Photo Courtesy of Weyes Blood

Mering uses instrumental segments such as “And in the Darkness” and “In Holy Flux” as globs of gravity to pull the listener even deeper into the tide of the album. Sandwiched – a bit awkwardly – between these two is the carbonated “Twin Flame.” Psychedelic drum patterns flow up beneath to pop like bubbles in your ears. I’d like to hear more of this weird style from Mering, the song makes me feel stranded in the cold and lightless Aphotic zone of the ocean. Hearts Aglow is bookended with “A Given Thing,” slowing things down Tori Amos style. A solid knot on the tracklist, but it doesn’t tie the project up as tight as she did on Titanic’s “Picture Me Better.” Most Hearts Aglow songs are just a bit less strong than their sequential counterparts on Titanic Rising, but this album leaves a golden wake behind regardless of any memory bias. 

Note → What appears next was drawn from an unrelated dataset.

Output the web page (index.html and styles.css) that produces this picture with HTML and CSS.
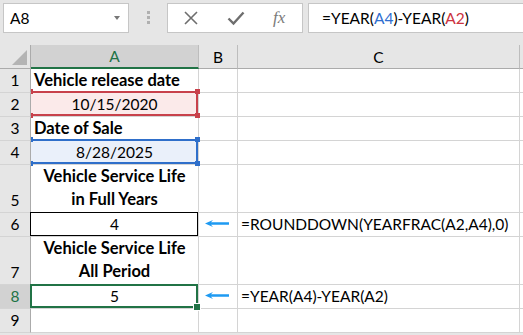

The most remarkable musical trilogies are often forged in great wildfires, whether those troubles are societal or personal: Bowie’s Berlin Trilogy, The Cure’s “Gothic” Series, Dylan’s 14-Month Trilogy. With a cocktail of microplastics and Teflon in our bodies and half a decade left on the Climate Clock, we continue to walk, even if our legs are fueled only by the foolish passion of our hearts. If earth ever goes gradient, this album and trilogy will be a picturesque elegy of the world as a car going downhill in neutral gear.